Pues fui a la zona rubia de Barcelona que, al igual que en Santiago de Chile, trepa por las colinas hasta alejarse por completo del centro y sus comercios. (Contemplar al perraje desde las alturas es, en la cultura latina, aspiracional).
En la zona rubia no vi pakistaníes ni dominicanos, no hay locutorios, ni mucho menos esos deliciosos cruces comerciales del tipo peluquería verdulería, sobran las plazas verdes con poca gente, hay mucho coche, poca bici y gran parte de los edificios de la zona se construyeron entre los 60 y los 90.
De pronto me sentí caminando por las calles interiores del santiaguino barrio de Providencia, con sus porteros pudriéndose de aburrimiento en edificios sosos, pegando manotazos a un periódico y con la única entretención de poder interactuar con el ballet de empleadas domésticas de rasgos indígenas enfundadas en delantales que a esas horas pasean niños rubios.
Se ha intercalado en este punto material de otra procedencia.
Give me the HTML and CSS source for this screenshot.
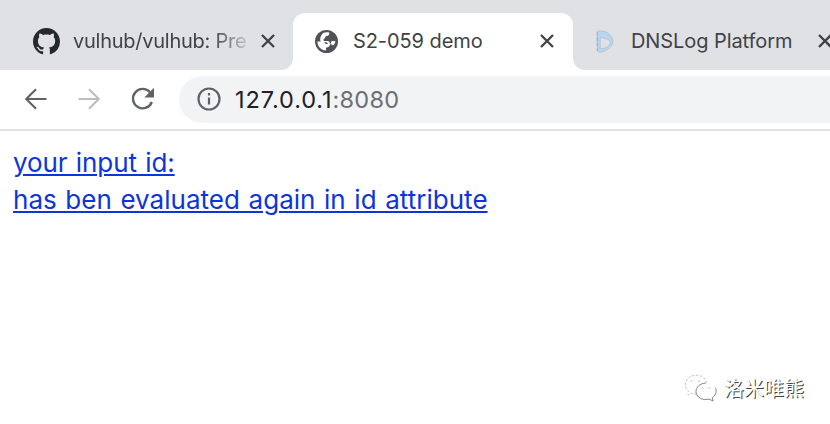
FILE: index.html
```html
<!DOCTYPE html>
<html lang="en">
<head>
<meta charset="utf-8">
<title>S2-059 demo</title>
<link rel="stylesheet" href="styles.css">
</head>
<body>
<header class="browser">
  <nav class="tabs">
    <div class="tab tab-first">
      <svg class="favicon github" viewBox="0 0 16 16"><path fill="#24292e" fill-rule="evenodd" d="M8 0C3.58 0 0 3.58 0 8c0 3.54 2.29 6.53 5.47 7.59.4.07.55-.17.55-.38 0-.19-.01-.82-.01-1.49-2.01.37-2.53-.49-2.69-.94-.09-.23-.48-.94-.82-1.13-.28-.15-.68-.52-.01-.53.63-.01 1.08.58 1.23.82.72 1.21 1.87.87 2.33.66.07-.52.28-.87.51-1.07-1.78-.2-3.64-.89-3.64-3.95 0-.87.31-1.59.82-2.15-.08-.2-.36-1.02.08-2.12 0 0 .67-.21 2.2.82.64-.18 1.32-.27 2-.27s1.36.09 2 .27c1.53-1.04 2.2-.82 2.2-.82.44 1.1.16 1.92.08 2.12.51.56.82 1.27.82 2.15 0 3.07-1.87 3.75-3.65 3.95.29.25.54.73.54 1.48 0 1.07-.01 1.93-.01 2.2 0 .21.15.46.55.38A8.01 8.01 0 0 0 16 8c0-4.42-3.58-8-8-8z"/></svg>
      <span class="title title-fade">vulhub/vulhub: Pre</span>
      <svg class="close" viewBox="0 0 14 14"><path d="M1 1l12 12M13 1L1 13"/></svg>
    </div>
    <div class="tab tab-active">
      <svg class="favicon globe" viewBox="0 0 24 24"><circle cx="12" cy="12" r="12" fill="#505257"/><path fill="#fff" d="M8.500 3.200C10.500 2.300 13 2.200 15 2.800c0 2-.8 3.200-3 3.400-1.600.2-1 2.400-2.600 3.200-.8.5-1 1.800.2 2h3.600c1.700 0 2.200 1.400 2.200 2.900 1.500.3 2.600 1 3.300 2 1.600-1.200 2.500-2.900 2.500-5.100-1.300.6-2.500.6-3.700.1l-1.200 2.900c-.6 2.400-2.400 4.200-4.800 4.200v1.900c0 .6-.5 1-1 1C6 20.600 2.500 16.800 2.500 12h4.300c1.900 0 3.500 1 4.300 2.700h2.200c0-1.300-.8-2-2-2H8.200c-1.700 0-2.800-1-2.800-2.500 0-2.500 1-4.800 3.100-7z"/></svg>
      <span class="title">S2-059 demo</span>
      <svg class="close" viewBox="0 0 14 14"><path d="M1 1l12 12M13 1L1 13"/></svg>
    </div>
    <div class="tab tab-last">
      <svg class="favicon dnslog" viewBox="0 0 18 24"><path fill="#b9d6f0" stroke="#a5b7c7" stroke-width=".6" fill-rule="evenodd" d="M1 1.500C8-.5 17 4 17.300 11.500 17.500 18 9 23.500 3 23 1 22.800.8 21 1.200 19V13l-.4-1zM4 9v10.500C9 20 14.500 16.500 14.500 12.500 14.500 9.500 8 8.500 4 8z"/><path stroke="#8f9da8" stroke-width=".7" stroke-dasharray="4 1.500" d="M.9 2v20"/></svg>
      <span class="title">DNSLog Platform</span>
      <svg class="close" viewBox="0 0 14 14"><path d="M1 1l12 12M13 1L1 13"/></svg>
    </div>
  </nav>
  <div class="toolbar">
    <svg class="nav-icon back" viewBox="0 0 22 22"><path d="M21.500 11H1.500M11 1.200L1.200 11l9.800 9.800"/></svg>
    <svg class="nav-icon forward" viewBox="0 0 22 22"><path d="M.5 11h20M11 1.200l9.800 9.800-9.800 9.800"/></svg>
    <svg class="nav-icon reload" viewBox="0 0 24 24"><path d="M20.800 15A9.700 9.700 0 1 1 19 5.200"/><path class="arrowhead" d="M23 .8v9.700h-9.700z"/></svg>
    <div class="address">
      <svg class="info" viewBox="0 0 24 24"><circle cx="12" cy="12" r="10.500"/><path d="M12 10.500v7M12 6v2.600"/></svg>
      <span class="url">127.0.0.1<span class="port">:8080</span></span>
    </div>
  </div>
</header>
<main class="page">
  <a class="result" href="#"><span class="line-one">your input id:</span><br><span class="line-two">has ben evaluated again in id attribute</span></a>
  <div class="watermark">
    <svg class="chat" viewBox="0 0 34 28"><path d="M12.500 20c-2 .2-3.500 0-5-.6L4 21l.7-3.500C-1 13 .5 3 11 1.200 17 .5 21.500 4 22.500 8.500" stroke-dasharray="2 2"/><path stroke="#666" d="M22 9c-6 .3-10 4-10 8.500 0 6 7 9.500 13 7.500l4 2-.6-3.500C32.500 20.500 33 16 31 13.500"/><path d="M6.500 7.500q1-1.500 2 0M14 7.500q1-1.500 2 0M17.500 14.500q1-1.500 2 0M24.500 14.500q1-1.500 2 0"/></svg>
    <span class="brand" lang="zh">洛米唯熊</span>
  </div>
</main>
</body>
</html>
```
FILE: styles.css
```css
* { box-sizing: border-box; }
body {
  margin: 0;
  width: 830px;
  height: 424px;
  display: flex;
  flex-direction: column;
  overflow: hidden;
  background: #fff;
  font-family: Inter, "Liberation Sans", sans-serif;
}
svg { display: block; flex: none; fill: none; }
.tabs {
  display: grid;
  grid-template-columns: 293px 280px 280px;
  height: 69.500px;
  padding-top: 13px;
  background: #dfe1e5;
  overflow: hidden;
}
.tab { display: flex; align-items: center; position: relative; color: #3f4246; }
.tab-first { padding-left: 33px; }
.tab-active { padding-left: 22px; background: #fff; border-radius: 12px 12px 0 0; }
.tab-last { padding-left: 23px; }
.tab-active::before, .tab-active::after {
  content: "";
  position: absolute;
  bottom: 0;
  width: 12px;
  height: 12px;
}
.tab-active::before { left: -12px; background: radial-gradient(circle at 0 0, transparent 11.500px, #fff 12.500px); }
.tab-active::after { right: -12px; background: radial-gradient(circle at 100% 0, transparent 11.500px, #fff 12.500px); }
.github { width: 27px; height: 27px; margin-right: 13px; }
.globe { width: 23px; height: 23px; margin-right: 15px; }
.dnslog { width: 18px; height: 23px; margin-right: 17px; }
.title { width: 187px; font-size: 20px; line-height: 28px; letter-spacing: -.08px; white-space: nowrap; }
.title-fade {
  width: 174px;
  margin-right: 14px;
  letter-spacing: -.25px;
  -webkit-mask-image: linear-gradient(90deg, #000 138px, transparent 182px);
  mask-image: linear-gradient(90deg, #000 138px, transparent 182px);
}
.close { width: 14px; height: 14px; stroke: #3f4246; stroke-width: 2.300; }
.toolbar { height: 61.500px; display: flex; align-items: center; padding-left: 25px; border-bottom: 2px solid #dfe1e5; }
.nav-icon { width: 22px; height: 22px; stroke: #5f6368; stroke-width: 2.200; }
.forward { margin-left: 31px; stroke: #bcbec0; }
.reload { width: 24px; height: 24px; margin-left: 31px; stroke-width: 2.400; }
.arrowhead { fill: #5f6368; stroke: none; }
.address { flex: 1; height: 47px; display: flex; align-items: center; margin-left: 24px; padding-left: 18px; background: #f1f3f4; border-radius: 24px 0 0 24px; }
.info { width: 24px; height: 24px; stroke: #5f6368; stroke-width: 2.200; }
.url { margin-left: 14px; padding-top: 1px; font-size: 23.500px; line-height: 32px; letter-spacing: .9px; color: #202124; }
.port { letter-spacing: .3px; color: #6c6f73; }
.page { flex: 1; display: flex; flex-direction: column; justify-content: space-between; padding: 14px 26px 18px 13px; }
.result {
  font-size: 26px;
  line-height: 36.500px;
  letter-spacing: .03px;
  word-spacing: 1.200px;
  color: #0c35dc;
  text-decoration-thickness: 1.500px;
  text-underline-offset: 2px;
}
.line-one { letter-spacing: -.1px; }
.watermark { display: flex; align-items: center; align-self: flex-end; gap: 6px; }
.chat { width: 34px; height: 28px; stroke: #aaa; stroke-width: .8; }
.brand { font: 20px/36px "Noto Sans CJK SC", sans-serif; color: #fff; text-shadow: 1px 1px 0 #444; }
```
Pero no era Chile, era a 15 mil kilómetros al noreste, en Barcelona. Imaginé que muchas de ellas han venido hasta aquí a empujar el carrito de un niño ajeno, dejando los propios con sus abuelos, mientras le mandan dinero para comer. Igual que las mujeres que llegan a Santiago desde distintos pueblos chilenos o peruanos.
Claro que para llegar allí me tomé un tren rápido, limpio y a tiempo. Entonces en déjà vu se me fue al carajo.